Saw (Testere) serisinin altıncı filmini de izledik ve yedinciye doğru ilerliyoruz. Yapım için artık senelik dizi yakıştırmaları bile yapılmaya başlandı. Seri aslında ne kadar ilerlediyse de, ilkindeki atmosferi pek yaşatamadı. Şiddet seviyesinin artmasıyla birlikte, sanki gövde gösterisi yapmaya çalışırmış gibi bir hal aldı. Sıkı bir Testere takipçisi olarak, yine de her filmini ve filmlerin sonundaki sürpriz sonları merakla beklemeye devam ettim. Nitekim, ilginç bir felsefesi var Testere'nin. Amacı, hayatı hoyratça yaşayanlara, aslında ne kadar yanlış yaptıklarını, biraz kanlı biçimde anlatmak.
Bir oyun oynamak istiyorum
Testere'nin oyunuyla tanışmamızın üstünden çok da uzun bir süre geçmedi. Üçüncü şahıs görünümünden oynanan yapımda, çeşitli tuzaklardan kurtularak hayatta kalmaya çalışıyorduk. Zaman zaman aklımızı kullanmamız gerekirken, el çabukluğunun da önemli bir rolü vardı. Bazı ana tuzakların dışında, bir süre sonra kendini tekrar eden bulmacalar ile karşılaşıyorduk. Bu da oyunun cazibesini bir yerden sonra düşürüyordu. İlk yapımda dedektif David Tapp'i kontrol ediyorduk. İkincisinde ise sahneye, oğlu Michael çıkıyor.

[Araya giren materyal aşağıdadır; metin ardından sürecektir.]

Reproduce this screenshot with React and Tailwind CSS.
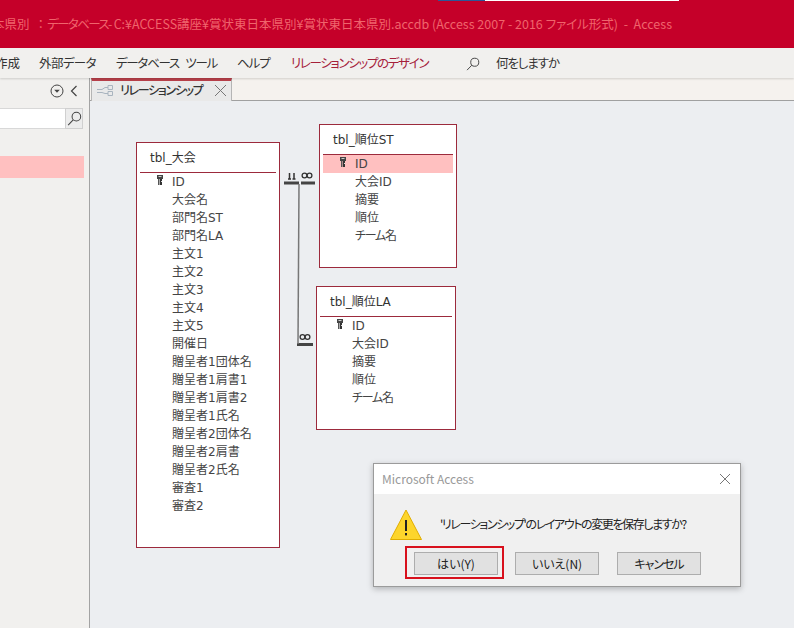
const font = "[font-family:'Noto_Sans_CJK_JP','Noto_Sans_CJK_JP',sans-serif] [font-feature-settings:'palt']";

const Lens = ({ className }) => (
  <svg viewBox="0 0 16 16" className={className} fill="none" stroke="#444" strokeWidth="1.1">
    <circle cx="10" cy="6" r="4.6" />
    <path d="M6.6 9.4 1.2 15" />
  </svg>
);

const KeyIcon = () => (
  <svg viewBox="0 0 6 10" className="w-[6px] h-[10px] -mt-[4px]">
    <rect x="0" y="0" width="6" height="4" fill="#444" />
    <rect x="1.5" y="1" width="3" height="1" fill="#ccc" />
    <rect x="1" y="4" width="1.5" height="6" fill="#555" />
    <rect x="3" y="4" width="2" height="6" fill="#333" />
    <rect x="4" y="6" width="1" height="1" fill="#ddd" />
  </svg>
);

const FieldTable = ({ name, fields, className, selected }) => (
  <div className={`absolute bg-white border border-[#9c2a3c] px-[3px] [font-family:'DejaVu_Sans','Noto_Sans_CJK_JP',sans-serif] ${className}`}>
    <div className="h-[29px] flex items-center pl-[10px] text-[12px] text-[#333]">{name}</div>
    <div className="h-px bg-[#9c2a3c]" />
    <div>
      {fields.map((f, i) => (
        <div key={f} className={`h-[18px] flex items-center text-[12px] text-[#444] ${selected && i === 0 ? 'bg-[#ffc0c0]' : ''}`}>
          <span className="w-[32px] flex justify-end pr-[9px] shrink-0">{i === 0 && <KeyIcon />}</span>
          <span className={`whitespace-nowrap ${f === 'チーム名' ? 'tracking-[-1.2px]' : ''}`}>{f}</span>
        </div>
      ))}
    </div>
  </div>
);

const mainFields = ['ID', '大会名', '部門名ST', '部門名LA', '主文1', '主文2', '主文3', '主文4', '主文5', '開催日', '贈呈者1団体名', '贈呈者1肩書1', '贈呈者1肩書2', '贈呈者1氏名', '贈呈者2団体名', '贈呈者2肩書', '贈呈者2氏名', '審査1', '審査2'];
const rankFields = ['ID', '大会ID', '摘要', '順位', 'チーム名'];

const DialogButton = ({ children, className = '' }) => (
  <button className={`w-[84px] h-[23px] bg-[#e1e1e1] border border-[#adadad] text-[12px] text-[#222] ${className}`}>{children}</button>
);

export default function App() {
  return (
    <div className={`w-[794px] h-[628px] overflow-hidden flex flex-col relative bg-[#eceef1] ${font}`}>
      {/* Title bar */}
      <div className="h-[48px] shrink-0 bg-[#c50029] relative flex items-center justify-end pr-[122px] overflow-hidden">
        <div className="absolute top-0 left-[438px] w-[241px] h-px bg-white">
          <div className="w-[47px] h-px bg-[#2b5797]" />
        </div>
        <span className="whitespace-nowrap text-[12.5px] text-[#f0646c] pt-[1px]">
          賞状東日本県別<span className="ml-[5px] [font-feature-settings:normal]">：</span>
          <span className="tracking-[-1.6px]">データベース-</span> C:¥ACCESS講座¥賞状東日本県別¥賞状東日本県別.accdb (Access 2007 - 2016 ファイル形式)&nbsp; -&nbsp; Access
        </span>
      </div>

      {/* Ribbon tabs */}
      <div className="h-[30px] shrink-0 bg-[#f1f0ee] flex items-center text-[12.5px] text-[#333] pt-[1px] shadow-[0_1px_2px_rgba(0,0,0,0.15)] z-10 whitespace-nowrap">
        <span className="w-[39px] flex justify-end pr-[19px] shrink-0">作成</span>
        <span className="w-[77px] tracking-[-0.6px]">外部データ</span>
        <span className="w-[121px] tracking-[-1.3px] [word-spacing:5px]">データベース ツール</span>
        <span className="w-[54px] tracking-[-1px]">ヘルプ</span>
        <span className="w-[175px] text-[#a5203a] tracking-[-1.35px]">リレーションシップのデザイン</span>
        <Lens className="w-[14px] h-[14px]" />
        <span className="ml-[16px] tracking-[-1.1px]">何をしますか</span>
      </div>

      <div className="flex-1 flex min-h-0">
        {/* Navigation pane */}
        <div className="w-[90px] shrink-0 bg-[#f1f0ee] border-r border-[#a3a3a3]">
          <div className="h-[26px] mb-[4px] flex items-center justify-end gap-[6px] pr-[11px]">
            <svg viewBox="0 0 14 14" className="w-[14px] h-[14px]" fill="none" stroke="#444">
              <circle cx="7" cy="7" r="6" />
              <path d="M4.2 5.8h5.6L7 8.8z" fill="#444" stroke="none" />
            </svg>
            <svg viewBox="0 0 8 12" className="w-[8px] h-[12px]" fill="none" stroke="#444" strokeWidth="1.2">
              <path d="M6.5 1 1.5 6l5 5" />
            </svg>
          </div>
          <div className="h-[21px] flex mr-[6px]">
            <div className="flex-1 bg-white border-y border-[#d8d8d8]" />
            <div className="w-[18px] bg-[#ececec] border border-[#d0d0d0] flex items-center justify-center">
              <Lens className="w-[15px] h-[15px]" />
            </div>
          </div>
          <div className="h-[22px] mt-[27px] mr-[5px] bg-[#ffc0c0]" />
        </div>

        {/* Document area */}
        <div className="flex-1 min-w-0 flex flex-col">
          <div className="h-[23px] shrink-0 bg-[#f5f2ee] border-b border-[#a0a0a0] pl-px">
            <div className="w-[141px] h-[23px] bg-[#e9e9e9] border-t-[3px] border-[#b8404a] border-r border-r-[#b5b5b5] border-l border-l-[#b5b5b5] flex items-center pl-[5px] pb-[2px] text-[12px] font-medium text-[#333]">
              <svg viewBox="0 0 16 11" className="w-[16px] h-[11px] shrink-0" fill="none" stroke="#a9b4bf">
                <path d="M0 4.5h5l3-2h3M0 7.5h5l3 1h3" />
                <path d="M11 0.5h4.5v4H11zM11 6.5h4.5v4H11z" />
              </svg>
              <span className="ml-[7px] whitespace-nowrap tracking-[-1.3px]">リレーションシップ</span>
              <svg viewBox="0 0 13 13" className="w-[13px] h-[13px] ml-[11px] shrink-0" fill="none" stroke="#777">
                <path d="M1 1l11 11M12 1 1 12" />
              </svg>
            </div>
          </div>
          <div className="flex-1" />
        </div>
      </div>

      {/* Relationship diagram */}
      <FieldTable name="tbl_大会" fields={mainFields} className="left-[136px] top-[142px] w-[144px] h-[406px]" />
      <FieldTable name="tbl_順位ST" fields={rankFields} selected className="left-[319px] top-[124px] w-[138px] h-[144px]" />
      <FieldTable name="tbl_順位LA" fields={rankFields} className="left-[316px] top-[286px] w-[140px] h-[144px]" />

      <svg viewBox="0 0 40 180" className="absolute left-[280px] top-[170px] w-[40px] h-[180px]" fill="none">
        <path d="M4 13h15M21 13h14M17 174.5h16" stroke="#444" strokeWidth="3" />
        <path d="M19 14 18 174" stroke="#777" strokeWidth="1.5" />
        <path d="M9.5 3v6M14 3v6M8 9h3M12.5 9h3" stroke="#333" strokeWidth="1.5" />
        <circle cx="24.5" cy="5.5" r="2.4" stroke="#333" strokeWidth="1.3" />
        <circle cx="29.5" cy="5.5" r="2.4" stroke="#333" strokeWidth="1.3" />
        <circle cx="22.5" cy="167" r="2.4" stroke="#333" strokeWidth="1.3" />
        <circle cx="27.5" cy="167" r="2.4" stroke="#333" strokeWidth="1.3" />
      </svg>

      {/* Save dialog */}
      <div className="absolute left-[373px] top-[463px] w-[368px] h-[124px] bg-[#f0f0f0] border border-[#9b9b9b] shadow-[0_2px_6px_rgba(0,0,0,0.25)] flex flex-col">
        <div className="h-[30px] shrink-0 bg-white flex items-center justify-between pl-[8px] pr-[9px] text-[12px] text-[#999]">
          <span>Microsoft Access</span>
          <svg viewBox="0 0 12 12" className="w-[12px] h-[12px]" fill="none" stroke="#777">
            <path d="M1 1l10 10M11 1 1 11" />
          </svg>
        </div>
        <div className="flex items-center h-[52px] pl-[16px] pt-[8px]">
          <svg viewBox="0 0 32 31" className="w-[32px] h-[31px] shrink-0">
            <path d="M16 1 31.5 30.5H.5z" fill="#fdd52b" stroke="#e0ad00" strokeLinejoin="round" />
            <rect x="15" y="11" width="2" height="11" fill="#222" />
            <rect x="15" y="24" width="2" height="2.4" fill="#222" />
          </svg>
          <span className="ml-[18px] text-[12px] text-[#222] whitespace-nowrap tracking-[-1.4px]">'リレーションシップ'のレイアウトの変更を保存しますか?</span>
        </div>
        <div className="flex pl-[40px] pt-[6px]">
          <DialogButton>はい(Y)</DialogButton>
          <DialogButton className="ml-[17px]">いいえ(N)</DialogButton>
          <DialogButton className="ml-[18px] tracking-[-1px]">キャンセル</DialogButton>
        </div>
        {/* red annotation round the default button */}
        <div className="absolute left-[31px] top-[82px] w-[99px] h-[33px] border-2 border-[#d8101c]" />
      </div>
    </div>
  );
}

Unreal Engine 3 ile geliştirilen yeni yapımda, izlediğimiz videolara dayanarak karakter modellemelerinin geliştirildiğini söyleyebiliriz. Ayrıca, ışık ve gölgeleme efektleri de, Testere dünyasının gerilimini yansıtacak şekilde tasarlanıyor. Ana karakterimiz Michael, babasının ölümünün ardındaki sır perdesini aralamaya çalışıyor, dolasıyısla bunu yaparken de kendisini Testere'nin ölümcül oyunları içerisinde buluyor.